- Task statement -
Report only the number of lines in this material that include "components".

——

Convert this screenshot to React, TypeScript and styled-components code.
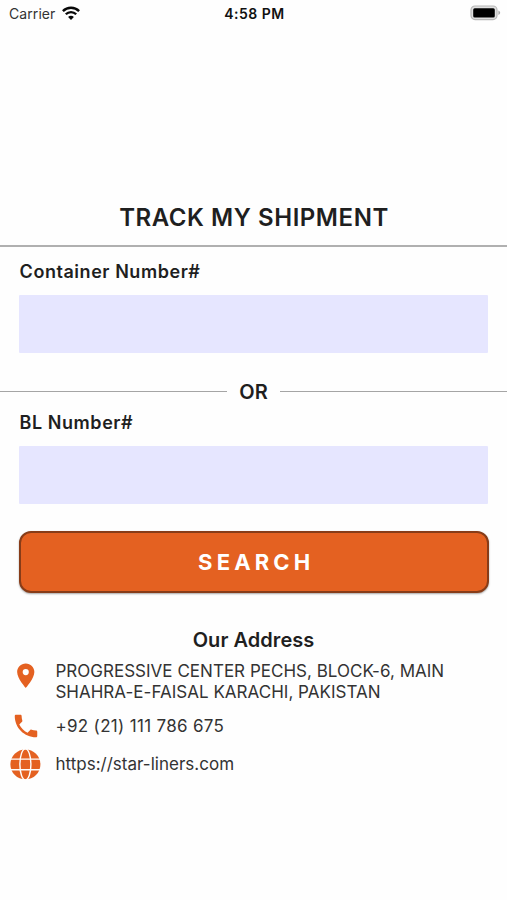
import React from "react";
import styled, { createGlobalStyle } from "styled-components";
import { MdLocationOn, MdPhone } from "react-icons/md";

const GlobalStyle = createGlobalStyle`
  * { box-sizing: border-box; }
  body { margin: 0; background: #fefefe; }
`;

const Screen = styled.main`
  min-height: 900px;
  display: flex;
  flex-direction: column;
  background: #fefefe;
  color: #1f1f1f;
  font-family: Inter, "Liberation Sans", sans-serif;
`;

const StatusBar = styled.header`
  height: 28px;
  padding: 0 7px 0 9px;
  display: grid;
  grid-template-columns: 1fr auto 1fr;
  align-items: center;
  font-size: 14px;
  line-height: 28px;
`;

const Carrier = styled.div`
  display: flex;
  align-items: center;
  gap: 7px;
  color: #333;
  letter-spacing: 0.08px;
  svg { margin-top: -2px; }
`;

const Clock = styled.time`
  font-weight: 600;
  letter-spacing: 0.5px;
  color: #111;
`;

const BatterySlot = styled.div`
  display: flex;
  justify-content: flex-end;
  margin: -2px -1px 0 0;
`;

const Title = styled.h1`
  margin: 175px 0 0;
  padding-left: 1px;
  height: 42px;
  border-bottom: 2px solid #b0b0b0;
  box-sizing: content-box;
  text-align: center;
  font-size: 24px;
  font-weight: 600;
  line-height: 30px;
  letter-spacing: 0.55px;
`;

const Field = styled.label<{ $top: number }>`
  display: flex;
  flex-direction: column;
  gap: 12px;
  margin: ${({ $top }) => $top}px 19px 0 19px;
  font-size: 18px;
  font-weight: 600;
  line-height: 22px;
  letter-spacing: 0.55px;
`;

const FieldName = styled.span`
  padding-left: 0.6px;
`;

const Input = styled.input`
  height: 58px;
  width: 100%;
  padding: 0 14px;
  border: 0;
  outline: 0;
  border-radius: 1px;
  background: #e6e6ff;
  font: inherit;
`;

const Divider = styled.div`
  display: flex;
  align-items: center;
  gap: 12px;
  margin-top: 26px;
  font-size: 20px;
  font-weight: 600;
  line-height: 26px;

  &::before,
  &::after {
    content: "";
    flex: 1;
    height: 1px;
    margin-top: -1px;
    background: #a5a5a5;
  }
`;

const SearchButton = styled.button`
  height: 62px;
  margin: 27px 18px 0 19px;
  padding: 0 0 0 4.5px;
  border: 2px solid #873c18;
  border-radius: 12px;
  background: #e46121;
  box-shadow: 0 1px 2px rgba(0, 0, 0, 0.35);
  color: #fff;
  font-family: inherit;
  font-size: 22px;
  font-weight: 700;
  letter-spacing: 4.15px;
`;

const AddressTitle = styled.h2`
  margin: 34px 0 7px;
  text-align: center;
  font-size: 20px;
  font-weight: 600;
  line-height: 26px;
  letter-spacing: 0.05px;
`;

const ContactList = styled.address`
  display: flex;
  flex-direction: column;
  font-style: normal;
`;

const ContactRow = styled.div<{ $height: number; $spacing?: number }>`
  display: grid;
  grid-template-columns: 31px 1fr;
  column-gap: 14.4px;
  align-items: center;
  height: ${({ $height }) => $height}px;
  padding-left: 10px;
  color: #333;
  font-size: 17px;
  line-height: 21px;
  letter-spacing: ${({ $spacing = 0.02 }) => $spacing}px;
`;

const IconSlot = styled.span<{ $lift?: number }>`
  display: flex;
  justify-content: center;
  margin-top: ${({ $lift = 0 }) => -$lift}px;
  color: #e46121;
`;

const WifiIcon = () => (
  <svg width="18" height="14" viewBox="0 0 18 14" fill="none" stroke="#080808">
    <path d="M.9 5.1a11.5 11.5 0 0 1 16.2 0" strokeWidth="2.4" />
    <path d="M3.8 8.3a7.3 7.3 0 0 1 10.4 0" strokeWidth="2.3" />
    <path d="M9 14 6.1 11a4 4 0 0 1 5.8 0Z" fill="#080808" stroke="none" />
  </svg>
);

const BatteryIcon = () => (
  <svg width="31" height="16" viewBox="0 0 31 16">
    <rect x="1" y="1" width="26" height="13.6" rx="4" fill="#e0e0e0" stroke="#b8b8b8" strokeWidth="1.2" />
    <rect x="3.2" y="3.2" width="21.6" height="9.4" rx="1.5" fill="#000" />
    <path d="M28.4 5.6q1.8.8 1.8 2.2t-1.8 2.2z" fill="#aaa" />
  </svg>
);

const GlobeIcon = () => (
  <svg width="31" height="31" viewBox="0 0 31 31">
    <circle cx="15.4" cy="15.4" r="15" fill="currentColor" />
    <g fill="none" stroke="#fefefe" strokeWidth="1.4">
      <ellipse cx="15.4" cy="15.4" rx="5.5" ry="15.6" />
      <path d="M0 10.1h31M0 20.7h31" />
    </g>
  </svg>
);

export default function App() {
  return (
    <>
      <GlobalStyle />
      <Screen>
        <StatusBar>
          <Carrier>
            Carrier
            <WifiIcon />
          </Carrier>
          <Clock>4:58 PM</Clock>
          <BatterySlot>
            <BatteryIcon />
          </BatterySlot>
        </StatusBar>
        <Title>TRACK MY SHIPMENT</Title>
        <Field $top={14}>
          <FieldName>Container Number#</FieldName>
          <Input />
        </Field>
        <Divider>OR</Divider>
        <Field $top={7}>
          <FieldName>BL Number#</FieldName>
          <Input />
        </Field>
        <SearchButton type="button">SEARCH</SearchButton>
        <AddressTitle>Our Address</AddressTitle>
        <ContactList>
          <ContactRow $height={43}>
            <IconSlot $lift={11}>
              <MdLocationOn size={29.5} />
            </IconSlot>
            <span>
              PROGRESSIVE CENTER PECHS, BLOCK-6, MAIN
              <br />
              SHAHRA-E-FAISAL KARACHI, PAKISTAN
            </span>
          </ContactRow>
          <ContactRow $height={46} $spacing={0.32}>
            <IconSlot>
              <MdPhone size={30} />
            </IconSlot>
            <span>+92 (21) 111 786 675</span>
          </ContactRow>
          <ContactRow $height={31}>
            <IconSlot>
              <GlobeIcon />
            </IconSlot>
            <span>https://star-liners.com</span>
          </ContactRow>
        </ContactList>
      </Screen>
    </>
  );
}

——

- Answer -
2